───── DATA SHOWN ─────

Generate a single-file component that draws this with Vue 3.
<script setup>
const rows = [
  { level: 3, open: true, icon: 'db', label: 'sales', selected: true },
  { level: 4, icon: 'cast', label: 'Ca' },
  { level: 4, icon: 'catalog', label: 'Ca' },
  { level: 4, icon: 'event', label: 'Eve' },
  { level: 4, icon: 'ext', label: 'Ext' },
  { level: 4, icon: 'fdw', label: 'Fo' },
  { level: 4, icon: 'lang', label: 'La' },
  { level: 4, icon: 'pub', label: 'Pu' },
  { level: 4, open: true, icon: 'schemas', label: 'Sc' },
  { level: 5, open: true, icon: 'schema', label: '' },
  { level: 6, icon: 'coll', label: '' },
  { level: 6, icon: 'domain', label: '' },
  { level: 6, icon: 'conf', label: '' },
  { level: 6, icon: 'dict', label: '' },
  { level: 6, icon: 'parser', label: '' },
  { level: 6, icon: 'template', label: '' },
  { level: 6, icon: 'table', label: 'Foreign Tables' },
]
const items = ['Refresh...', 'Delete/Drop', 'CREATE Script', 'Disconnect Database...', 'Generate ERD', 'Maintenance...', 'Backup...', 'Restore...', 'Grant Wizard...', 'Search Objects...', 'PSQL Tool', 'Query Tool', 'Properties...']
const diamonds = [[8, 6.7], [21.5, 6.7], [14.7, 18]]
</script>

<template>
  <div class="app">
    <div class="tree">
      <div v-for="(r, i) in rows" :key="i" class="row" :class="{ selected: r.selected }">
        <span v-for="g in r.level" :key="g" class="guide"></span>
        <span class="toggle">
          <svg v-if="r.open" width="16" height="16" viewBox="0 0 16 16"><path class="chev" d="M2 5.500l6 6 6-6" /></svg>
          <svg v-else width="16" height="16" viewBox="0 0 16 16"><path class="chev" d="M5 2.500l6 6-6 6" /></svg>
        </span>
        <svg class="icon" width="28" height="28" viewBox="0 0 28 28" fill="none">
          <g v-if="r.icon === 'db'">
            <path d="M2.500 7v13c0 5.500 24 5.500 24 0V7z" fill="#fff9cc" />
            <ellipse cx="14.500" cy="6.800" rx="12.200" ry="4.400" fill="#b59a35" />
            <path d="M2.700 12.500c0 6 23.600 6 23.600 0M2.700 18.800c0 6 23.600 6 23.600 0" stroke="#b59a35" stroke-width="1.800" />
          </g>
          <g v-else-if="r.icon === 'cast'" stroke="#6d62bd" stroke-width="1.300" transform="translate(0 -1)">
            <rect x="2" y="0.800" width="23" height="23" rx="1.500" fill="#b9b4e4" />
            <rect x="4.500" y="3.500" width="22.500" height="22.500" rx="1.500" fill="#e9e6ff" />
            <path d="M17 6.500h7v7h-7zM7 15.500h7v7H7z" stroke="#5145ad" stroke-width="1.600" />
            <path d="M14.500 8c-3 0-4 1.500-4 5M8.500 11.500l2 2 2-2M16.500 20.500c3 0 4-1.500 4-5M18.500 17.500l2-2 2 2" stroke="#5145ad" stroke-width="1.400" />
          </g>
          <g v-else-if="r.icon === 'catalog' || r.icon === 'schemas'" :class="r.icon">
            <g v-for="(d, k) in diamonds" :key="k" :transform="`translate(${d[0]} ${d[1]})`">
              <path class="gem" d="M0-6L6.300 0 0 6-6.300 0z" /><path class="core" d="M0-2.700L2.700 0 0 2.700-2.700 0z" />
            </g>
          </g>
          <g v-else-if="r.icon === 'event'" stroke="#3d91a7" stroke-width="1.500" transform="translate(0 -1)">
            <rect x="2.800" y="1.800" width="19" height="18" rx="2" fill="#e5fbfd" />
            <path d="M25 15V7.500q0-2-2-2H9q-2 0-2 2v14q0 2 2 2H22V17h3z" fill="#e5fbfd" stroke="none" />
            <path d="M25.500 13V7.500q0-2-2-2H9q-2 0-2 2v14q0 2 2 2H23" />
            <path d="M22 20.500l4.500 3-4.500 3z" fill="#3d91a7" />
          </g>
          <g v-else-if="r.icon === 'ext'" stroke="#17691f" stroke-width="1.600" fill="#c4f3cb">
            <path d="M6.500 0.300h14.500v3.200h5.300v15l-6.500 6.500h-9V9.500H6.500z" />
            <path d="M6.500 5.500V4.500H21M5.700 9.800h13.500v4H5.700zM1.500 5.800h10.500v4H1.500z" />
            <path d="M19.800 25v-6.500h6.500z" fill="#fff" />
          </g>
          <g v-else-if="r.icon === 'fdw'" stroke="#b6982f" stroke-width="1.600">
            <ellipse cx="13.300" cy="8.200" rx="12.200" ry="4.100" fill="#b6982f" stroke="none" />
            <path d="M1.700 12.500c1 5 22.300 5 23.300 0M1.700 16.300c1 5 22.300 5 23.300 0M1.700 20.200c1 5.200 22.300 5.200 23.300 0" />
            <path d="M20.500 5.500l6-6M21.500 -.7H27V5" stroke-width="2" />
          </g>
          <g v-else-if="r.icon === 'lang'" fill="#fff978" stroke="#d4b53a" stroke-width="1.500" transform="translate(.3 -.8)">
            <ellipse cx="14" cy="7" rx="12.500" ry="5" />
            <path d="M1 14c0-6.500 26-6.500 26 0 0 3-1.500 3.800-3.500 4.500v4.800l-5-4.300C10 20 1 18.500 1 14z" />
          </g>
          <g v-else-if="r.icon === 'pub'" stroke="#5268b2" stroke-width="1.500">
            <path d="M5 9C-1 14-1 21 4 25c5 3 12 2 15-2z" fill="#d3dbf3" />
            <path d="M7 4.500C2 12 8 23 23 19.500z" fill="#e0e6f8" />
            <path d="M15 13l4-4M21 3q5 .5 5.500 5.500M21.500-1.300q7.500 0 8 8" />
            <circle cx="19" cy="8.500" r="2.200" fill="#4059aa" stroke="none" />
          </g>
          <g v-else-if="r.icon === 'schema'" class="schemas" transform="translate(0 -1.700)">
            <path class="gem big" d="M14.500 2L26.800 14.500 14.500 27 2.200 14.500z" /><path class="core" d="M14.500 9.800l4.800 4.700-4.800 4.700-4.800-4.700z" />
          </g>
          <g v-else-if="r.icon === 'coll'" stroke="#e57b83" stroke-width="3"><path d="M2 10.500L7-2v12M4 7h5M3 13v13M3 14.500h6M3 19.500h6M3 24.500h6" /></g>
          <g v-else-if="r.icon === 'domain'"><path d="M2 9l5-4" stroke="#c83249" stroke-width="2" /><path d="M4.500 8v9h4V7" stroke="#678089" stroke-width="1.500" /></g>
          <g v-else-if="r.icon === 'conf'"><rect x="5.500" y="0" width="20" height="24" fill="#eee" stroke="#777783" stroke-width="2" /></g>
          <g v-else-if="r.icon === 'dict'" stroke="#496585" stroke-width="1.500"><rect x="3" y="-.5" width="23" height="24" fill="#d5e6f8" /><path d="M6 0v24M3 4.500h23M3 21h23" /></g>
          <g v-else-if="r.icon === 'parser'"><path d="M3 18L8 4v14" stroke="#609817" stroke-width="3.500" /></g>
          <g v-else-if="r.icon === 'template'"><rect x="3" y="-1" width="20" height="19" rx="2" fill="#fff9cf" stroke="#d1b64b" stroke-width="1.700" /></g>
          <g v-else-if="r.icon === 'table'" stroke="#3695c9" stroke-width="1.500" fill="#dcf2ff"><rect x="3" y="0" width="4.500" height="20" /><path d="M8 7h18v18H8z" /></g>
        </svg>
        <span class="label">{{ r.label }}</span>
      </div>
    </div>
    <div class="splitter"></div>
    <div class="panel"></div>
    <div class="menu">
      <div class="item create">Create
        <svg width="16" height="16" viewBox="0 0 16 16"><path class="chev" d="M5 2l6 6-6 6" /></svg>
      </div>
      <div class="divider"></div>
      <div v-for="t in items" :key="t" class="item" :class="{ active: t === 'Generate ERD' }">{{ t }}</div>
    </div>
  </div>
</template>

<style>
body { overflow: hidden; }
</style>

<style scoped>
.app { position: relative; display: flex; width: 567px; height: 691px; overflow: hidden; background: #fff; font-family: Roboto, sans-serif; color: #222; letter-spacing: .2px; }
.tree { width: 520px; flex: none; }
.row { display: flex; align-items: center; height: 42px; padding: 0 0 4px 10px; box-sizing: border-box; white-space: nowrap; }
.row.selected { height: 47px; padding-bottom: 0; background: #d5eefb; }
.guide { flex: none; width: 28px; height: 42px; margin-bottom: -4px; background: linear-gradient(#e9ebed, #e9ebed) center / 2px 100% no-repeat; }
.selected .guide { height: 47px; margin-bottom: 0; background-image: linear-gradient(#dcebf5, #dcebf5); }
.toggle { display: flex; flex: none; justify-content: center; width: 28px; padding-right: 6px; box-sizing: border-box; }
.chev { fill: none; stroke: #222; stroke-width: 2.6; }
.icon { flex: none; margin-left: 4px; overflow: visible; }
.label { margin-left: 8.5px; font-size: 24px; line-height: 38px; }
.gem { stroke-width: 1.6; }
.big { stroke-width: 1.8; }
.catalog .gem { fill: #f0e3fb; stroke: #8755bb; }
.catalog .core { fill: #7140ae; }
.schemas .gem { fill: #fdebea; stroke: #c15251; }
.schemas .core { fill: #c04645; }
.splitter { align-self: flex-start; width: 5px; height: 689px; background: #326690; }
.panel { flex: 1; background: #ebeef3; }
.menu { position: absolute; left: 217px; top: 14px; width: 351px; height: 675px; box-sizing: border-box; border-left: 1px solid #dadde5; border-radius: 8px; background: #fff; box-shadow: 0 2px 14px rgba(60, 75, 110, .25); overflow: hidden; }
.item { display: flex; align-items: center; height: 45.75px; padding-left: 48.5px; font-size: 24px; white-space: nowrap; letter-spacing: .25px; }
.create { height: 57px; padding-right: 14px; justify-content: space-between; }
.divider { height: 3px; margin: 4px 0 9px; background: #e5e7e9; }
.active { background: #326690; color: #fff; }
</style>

─────

EXERCISE BRIEF: Show the lines of the data that hold the word "Generate".

SOLUTION TO THE PROBLEM:
Generate a single-file component that draws this with Vue 3.
const items = ['Refresh...', 'Delete/Drop', 'CREATE Script', 'Disconnect Database...', 'Generate ERD', 'Maintenance...', 'Backup...', 'Restore...', 'Grant Wizard...', 'Search Objects...', 'PSQL Tool', 'Query Tool', 'Properties...']
      <div v-for="t in items" :key="t" class="item" :class="{ active: t === 'Generate ERD' }">{{ t }}</div>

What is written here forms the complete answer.